Good removal, card draw, counterspells, and tricky ways to keep an opponent off-tempo or capitalize on their mistakes all feel pretty Rogue-like, despite not buying into the entire experience with Soaring Thought-Thief and the rest of the missing cast. So far, that’s how I’m happiest with Rogues — as an expression of a Dimir Midrange deck instead of a tribal beatdown deck with plenty of ways to play fair games and steal others.
Shaheen Soorani — Dimir Control
Creatures (3)
Planeswalkers (7)
Lands (25)
Spells (25)
Dimir Control has been very good to me since the Uro ban. Control always had game against the Simic Elder Giant, but it required additional resources that could have been used elsewhere. This dynamic ended up costing me games, losing to the other powerful threats of the ramp decks after lowering the shields to deal with the reoccurring threat. Now that Uro is no more, this is the control deck to take on the format.
The planeswalker package in this list is top-notch, especially in a format where that card type is rarely utilized. Most of the powerful planeswalkers rotated, but luckily there are some powerful Dimir options left. These, combined with the power of Shark Typhoon, provide the best win condition package that the color combination can offer, in addition to having access to the best removal of the format. If Lotus Cobra exists, black removal is a must and Dimir Control utilizes it best.
Outside of Four-Color Adventures, Dimir Control has great matchups across the field.
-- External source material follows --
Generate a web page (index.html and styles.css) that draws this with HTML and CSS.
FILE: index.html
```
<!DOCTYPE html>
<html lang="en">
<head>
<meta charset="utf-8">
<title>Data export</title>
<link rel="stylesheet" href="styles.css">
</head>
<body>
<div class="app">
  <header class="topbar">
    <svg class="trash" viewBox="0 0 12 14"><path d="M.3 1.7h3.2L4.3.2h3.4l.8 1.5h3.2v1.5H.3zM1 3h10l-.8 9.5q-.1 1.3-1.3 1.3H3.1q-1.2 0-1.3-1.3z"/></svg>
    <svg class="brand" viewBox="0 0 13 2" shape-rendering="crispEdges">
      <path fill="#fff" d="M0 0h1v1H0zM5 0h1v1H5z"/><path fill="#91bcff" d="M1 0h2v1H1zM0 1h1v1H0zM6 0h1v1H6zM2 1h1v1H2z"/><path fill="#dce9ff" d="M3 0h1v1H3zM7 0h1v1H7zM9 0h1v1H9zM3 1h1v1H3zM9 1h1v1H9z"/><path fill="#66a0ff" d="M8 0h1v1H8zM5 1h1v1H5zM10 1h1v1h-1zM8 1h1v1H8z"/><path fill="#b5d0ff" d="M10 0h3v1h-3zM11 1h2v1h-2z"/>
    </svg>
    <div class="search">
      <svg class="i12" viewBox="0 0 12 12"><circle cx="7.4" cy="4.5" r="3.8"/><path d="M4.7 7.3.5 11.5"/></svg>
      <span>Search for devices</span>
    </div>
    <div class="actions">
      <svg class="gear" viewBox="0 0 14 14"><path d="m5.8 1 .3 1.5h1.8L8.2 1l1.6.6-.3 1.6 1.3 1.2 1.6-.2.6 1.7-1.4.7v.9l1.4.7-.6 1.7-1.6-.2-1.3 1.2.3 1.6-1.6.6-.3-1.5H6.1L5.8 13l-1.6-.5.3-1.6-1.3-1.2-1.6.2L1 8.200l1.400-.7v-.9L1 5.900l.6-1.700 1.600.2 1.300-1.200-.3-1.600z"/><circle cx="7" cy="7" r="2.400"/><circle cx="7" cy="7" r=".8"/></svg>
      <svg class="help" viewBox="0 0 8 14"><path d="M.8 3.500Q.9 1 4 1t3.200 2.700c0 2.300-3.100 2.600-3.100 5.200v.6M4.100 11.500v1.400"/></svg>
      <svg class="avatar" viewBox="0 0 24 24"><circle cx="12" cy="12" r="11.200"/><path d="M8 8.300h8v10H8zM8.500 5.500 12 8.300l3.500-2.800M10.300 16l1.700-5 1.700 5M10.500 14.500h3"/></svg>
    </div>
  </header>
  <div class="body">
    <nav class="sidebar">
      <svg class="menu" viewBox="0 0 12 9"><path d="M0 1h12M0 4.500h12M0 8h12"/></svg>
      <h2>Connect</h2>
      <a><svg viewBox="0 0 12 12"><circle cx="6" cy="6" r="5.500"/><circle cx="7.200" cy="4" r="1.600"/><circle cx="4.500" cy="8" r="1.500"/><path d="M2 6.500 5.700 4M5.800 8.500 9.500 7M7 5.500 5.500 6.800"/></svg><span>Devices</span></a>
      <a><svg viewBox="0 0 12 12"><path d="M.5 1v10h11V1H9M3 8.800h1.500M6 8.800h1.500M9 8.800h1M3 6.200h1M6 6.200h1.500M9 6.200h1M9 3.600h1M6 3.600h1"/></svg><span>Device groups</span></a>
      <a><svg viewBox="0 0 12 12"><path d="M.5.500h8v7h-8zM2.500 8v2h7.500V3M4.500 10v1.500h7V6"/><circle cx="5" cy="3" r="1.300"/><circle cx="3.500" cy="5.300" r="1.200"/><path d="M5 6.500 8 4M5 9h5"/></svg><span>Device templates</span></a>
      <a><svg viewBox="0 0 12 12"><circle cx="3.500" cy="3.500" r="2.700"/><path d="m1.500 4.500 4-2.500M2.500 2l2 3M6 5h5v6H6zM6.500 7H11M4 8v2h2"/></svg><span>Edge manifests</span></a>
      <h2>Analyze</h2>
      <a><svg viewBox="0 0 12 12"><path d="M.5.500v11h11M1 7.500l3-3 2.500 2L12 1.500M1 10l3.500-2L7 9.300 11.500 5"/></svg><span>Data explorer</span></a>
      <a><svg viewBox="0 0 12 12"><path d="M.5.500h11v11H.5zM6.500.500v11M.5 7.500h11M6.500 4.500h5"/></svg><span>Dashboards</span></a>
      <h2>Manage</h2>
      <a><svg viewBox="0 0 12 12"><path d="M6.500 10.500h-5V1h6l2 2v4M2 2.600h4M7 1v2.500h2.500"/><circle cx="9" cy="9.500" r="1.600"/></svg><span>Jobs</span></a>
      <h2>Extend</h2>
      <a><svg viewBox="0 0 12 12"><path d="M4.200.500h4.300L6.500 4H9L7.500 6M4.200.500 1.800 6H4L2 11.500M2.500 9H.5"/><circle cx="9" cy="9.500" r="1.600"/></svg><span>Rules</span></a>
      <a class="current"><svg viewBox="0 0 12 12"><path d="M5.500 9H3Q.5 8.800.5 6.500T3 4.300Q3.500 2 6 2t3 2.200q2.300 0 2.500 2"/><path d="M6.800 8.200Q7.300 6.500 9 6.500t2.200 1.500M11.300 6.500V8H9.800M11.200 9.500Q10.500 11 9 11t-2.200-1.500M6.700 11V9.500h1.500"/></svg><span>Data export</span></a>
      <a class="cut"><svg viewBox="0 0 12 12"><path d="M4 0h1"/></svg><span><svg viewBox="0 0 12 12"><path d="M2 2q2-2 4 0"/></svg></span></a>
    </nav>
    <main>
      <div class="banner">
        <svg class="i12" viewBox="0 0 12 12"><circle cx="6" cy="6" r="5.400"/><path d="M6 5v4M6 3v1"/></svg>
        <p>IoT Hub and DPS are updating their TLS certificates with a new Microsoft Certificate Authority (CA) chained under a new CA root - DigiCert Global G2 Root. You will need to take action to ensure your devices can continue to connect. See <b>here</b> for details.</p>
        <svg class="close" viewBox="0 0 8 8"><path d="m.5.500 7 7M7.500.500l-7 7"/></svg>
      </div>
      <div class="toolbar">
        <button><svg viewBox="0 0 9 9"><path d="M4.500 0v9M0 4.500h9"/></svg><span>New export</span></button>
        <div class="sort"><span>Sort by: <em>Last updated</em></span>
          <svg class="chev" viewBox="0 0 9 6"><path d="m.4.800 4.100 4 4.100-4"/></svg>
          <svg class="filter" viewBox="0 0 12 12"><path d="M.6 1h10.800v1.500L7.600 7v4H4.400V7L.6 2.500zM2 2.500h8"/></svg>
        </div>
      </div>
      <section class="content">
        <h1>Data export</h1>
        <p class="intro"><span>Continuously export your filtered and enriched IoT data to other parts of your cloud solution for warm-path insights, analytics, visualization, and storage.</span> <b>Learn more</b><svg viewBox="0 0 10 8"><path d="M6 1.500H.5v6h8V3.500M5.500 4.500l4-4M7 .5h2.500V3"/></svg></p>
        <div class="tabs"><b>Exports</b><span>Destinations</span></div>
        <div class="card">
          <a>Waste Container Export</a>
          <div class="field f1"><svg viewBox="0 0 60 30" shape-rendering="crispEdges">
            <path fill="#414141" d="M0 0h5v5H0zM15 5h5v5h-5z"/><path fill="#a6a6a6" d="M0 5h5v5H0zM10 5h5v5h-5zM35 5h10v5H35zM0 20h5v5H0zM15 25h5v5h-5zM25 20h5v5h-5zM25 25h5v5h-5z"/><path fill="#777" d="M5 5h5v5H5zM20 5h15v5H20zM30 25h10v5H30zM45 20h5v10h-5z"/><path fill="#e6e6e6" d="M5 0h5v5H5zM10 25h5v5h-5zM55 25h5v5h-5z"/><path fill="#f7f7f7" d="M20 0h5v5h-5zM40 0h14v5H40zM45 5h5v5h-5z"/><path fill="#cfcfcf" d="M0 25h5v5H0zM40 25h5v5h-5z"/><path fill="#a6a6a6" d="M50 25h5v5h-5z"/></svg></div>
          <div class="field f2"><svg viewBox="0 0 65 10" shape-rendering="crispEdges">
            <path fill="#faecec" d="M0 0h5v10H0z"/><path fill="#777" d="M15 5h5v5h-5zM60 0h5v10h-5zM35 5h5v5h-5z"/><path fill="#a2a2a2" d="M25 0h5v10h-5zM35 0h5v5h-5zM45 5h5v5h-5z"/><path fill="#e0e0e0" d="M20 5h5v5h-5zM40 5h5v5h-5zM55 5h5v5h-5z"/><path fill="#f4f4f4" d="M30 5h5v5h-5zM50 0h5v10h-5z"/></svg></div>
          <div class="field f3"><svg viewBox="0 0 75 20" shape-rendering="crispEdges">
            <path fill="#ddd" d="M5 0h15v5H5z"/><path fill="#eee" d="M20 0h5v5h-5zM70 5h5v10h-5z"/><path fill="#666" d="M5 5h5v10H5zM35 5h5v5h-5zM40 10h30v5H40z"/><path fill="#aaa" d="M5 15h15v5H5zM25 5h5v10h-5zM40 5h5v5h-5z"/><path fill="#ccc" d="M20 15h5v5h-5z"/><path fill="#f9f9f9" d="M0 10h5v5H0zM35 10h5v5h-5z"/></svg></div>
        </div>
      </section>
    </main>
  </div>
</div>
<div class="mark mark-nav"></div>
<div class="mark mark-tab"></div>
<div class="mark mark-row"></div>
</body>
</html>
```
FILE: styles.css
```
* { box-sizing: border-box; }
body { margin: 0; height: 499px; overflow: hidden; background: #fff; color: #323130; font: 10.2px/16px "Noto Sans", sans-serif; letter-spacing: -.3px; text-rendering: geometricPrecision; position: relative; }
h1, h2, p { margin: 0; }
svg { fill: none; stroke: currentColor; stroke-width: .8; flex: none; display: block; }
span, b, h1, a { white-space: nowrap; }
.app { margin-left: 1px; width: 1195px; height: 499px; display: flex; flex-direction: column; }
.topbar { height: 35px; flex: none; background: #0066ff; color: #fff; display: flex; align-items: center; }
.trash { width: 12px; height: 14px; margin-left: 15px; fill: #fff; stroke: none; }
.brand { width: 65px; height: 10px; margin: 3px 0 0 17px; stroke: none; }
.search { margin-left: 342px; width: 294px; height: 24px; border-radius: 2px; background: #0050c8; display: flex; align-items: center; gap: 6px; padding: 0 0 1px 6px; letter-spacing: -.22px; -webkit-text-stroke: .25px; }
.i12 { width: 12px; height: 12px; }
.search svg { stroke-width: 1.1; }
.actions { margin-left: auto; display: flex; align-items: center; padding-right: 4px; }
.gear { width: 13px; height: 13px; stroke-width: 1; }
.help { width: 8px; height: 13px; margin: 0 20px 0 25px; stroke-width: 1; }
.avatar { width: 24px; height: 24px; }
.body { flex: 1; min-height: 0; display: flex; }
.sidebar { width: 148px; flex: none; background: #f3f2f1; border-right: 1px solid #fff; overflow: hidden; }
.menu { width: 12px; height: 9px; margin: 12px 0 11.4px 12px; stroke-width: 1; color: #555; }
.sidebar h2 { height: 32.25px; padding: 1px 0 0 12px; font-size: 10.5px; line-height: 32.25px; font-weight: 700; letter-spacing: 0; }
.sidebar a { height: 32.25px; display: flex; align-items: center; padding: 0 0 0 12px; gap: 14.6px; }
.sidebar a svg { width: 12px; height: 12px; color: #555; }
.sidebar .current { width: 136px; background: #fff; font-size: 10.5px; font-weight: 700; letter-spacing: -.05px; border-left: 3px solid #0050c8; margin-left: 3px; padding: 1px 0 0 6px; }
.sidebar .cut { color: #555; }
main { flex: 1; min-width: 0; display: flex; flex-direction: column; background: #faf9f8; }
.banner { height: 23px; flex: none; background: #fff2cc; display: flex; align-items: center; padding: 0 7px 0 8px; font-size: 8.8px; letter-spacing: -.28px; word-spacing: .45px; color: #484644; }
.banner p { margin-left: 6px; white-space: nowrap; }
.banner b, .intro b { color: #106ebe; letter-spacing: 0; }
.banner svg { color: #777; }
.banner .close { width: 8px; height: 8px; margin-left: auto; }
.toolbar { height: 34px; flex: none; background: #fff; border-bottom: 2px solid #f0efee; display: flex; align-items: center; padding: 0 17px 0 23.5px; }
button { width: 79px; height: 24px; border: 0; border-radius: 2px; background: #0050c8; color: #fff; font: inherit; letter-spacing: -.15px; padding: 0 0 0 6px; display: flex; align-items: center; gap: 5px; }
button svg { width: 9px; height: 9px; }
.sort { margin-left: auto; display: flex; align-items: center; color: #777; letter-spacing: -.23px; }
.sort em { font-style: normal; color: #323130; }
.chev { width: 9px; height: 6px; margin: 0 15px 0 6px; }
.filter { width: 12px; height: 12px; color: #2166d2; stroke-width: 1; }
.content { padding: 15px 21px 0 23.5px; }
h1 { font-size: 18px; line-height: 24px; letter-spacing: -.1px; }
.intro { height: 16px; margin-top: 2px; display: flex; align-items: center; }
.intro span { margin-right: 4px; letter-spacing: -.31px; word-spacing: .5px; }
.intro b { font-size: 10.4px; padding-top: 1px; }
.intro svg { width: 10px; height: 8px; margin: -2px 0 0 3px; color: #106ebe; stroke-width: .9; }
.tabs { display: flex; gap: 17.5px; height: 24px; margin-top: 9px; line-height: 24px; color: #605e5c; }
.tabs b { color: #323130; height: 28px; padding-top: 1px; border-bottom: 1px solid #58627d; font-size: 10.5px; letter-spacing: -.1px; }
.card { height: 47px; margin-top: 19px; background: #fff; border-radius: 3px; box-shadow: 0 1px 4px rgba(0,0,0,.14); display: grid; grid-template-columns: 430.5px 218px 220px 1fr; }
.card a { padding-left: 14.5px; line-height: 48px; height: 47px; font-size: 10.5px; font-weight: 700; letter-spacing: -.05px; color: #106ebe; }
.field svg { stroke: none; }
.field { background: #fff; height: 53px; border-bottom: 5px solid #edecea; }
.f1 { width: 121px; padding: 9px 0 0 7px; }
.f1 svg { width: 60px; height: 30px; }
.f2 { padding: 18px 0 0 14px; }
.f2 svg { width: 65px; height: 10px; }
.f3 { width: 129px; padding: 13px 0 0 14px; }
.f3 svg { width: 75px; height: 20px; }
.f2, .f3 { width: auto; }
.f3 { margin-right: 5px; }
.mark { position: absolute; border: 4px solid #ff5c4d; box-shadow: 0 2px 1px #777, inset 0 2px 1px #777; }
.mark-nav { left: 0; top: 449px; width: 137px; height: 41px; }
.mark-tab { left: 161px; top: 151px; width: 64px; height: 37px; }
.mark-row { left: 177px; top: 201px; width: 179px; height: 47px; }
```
I hope to play against that tough deck sparingly, while feasting on the rest of the competitive field of Standard.
Cedric Phillips — Mono-Green Aggro
Creatures (28)
- 4 Scavenging Ooze
- 4 Lovestruck Beast
- 4 Stonecoil Serpent
- 2 Yorvo, Lord of Garenbrig
- 2 Syr Faren, the Hengehammer
- 4 Gemrazer
- 4 Swarm Shambler
- 4 Kazandu Mammoth
Lands (18)
Spells (14)
Mono-Green Aggro is back! But how good is it this time around? My answer is… good and trending towards very good given how the metagame is shaping up.
Being without Pelt Collector and having to replace it with Swarm Shambler is a noticeable downgrade as far as getting the game started is concerned, but Kazandu Mammoth is a huge upgrade insofar as you don’t have to play 25 lands anymore because DFCs are dope. Toss in the fact that Kazandu Mammoth alongside Lovestruck Beast make casting The Great Henge (a card I previously hated but I think is better in the current Standard metagame than it was during Core Set 2021 Standard) super-easy to cast on Turn 4, and that’s why you see it maindeck over Garruk’s Harbinger.
Mono-Green Aggro continues to have access to great removal spells in Ram Through and Primal Might, but I’d be careful in how many you start in your maindeck. Yes, killing Lotus Cobra and Omnath is important because both cards are busted, but flooding out on removal is a real thing (especially since control decks are really beginning to establish themselves in the metagame) and can lead to more losses than you think. If you feel like the deck is underperforming, I’d start shaving removal spells for more creatures.
Lastly, it might be time to load up on Chainweb Arachnir given how popular Dimir Rogues is becoming. I’m not saying it’s the end-all-be-all against them but there’s a lot to like there and I wouldn’t be surprised if it’s a better maindeck card over Swarm Shambler as time goes on.
Long story short, Mono-Green Aggro has the tools to be a good deck again but there’s still a lot of work to be done here.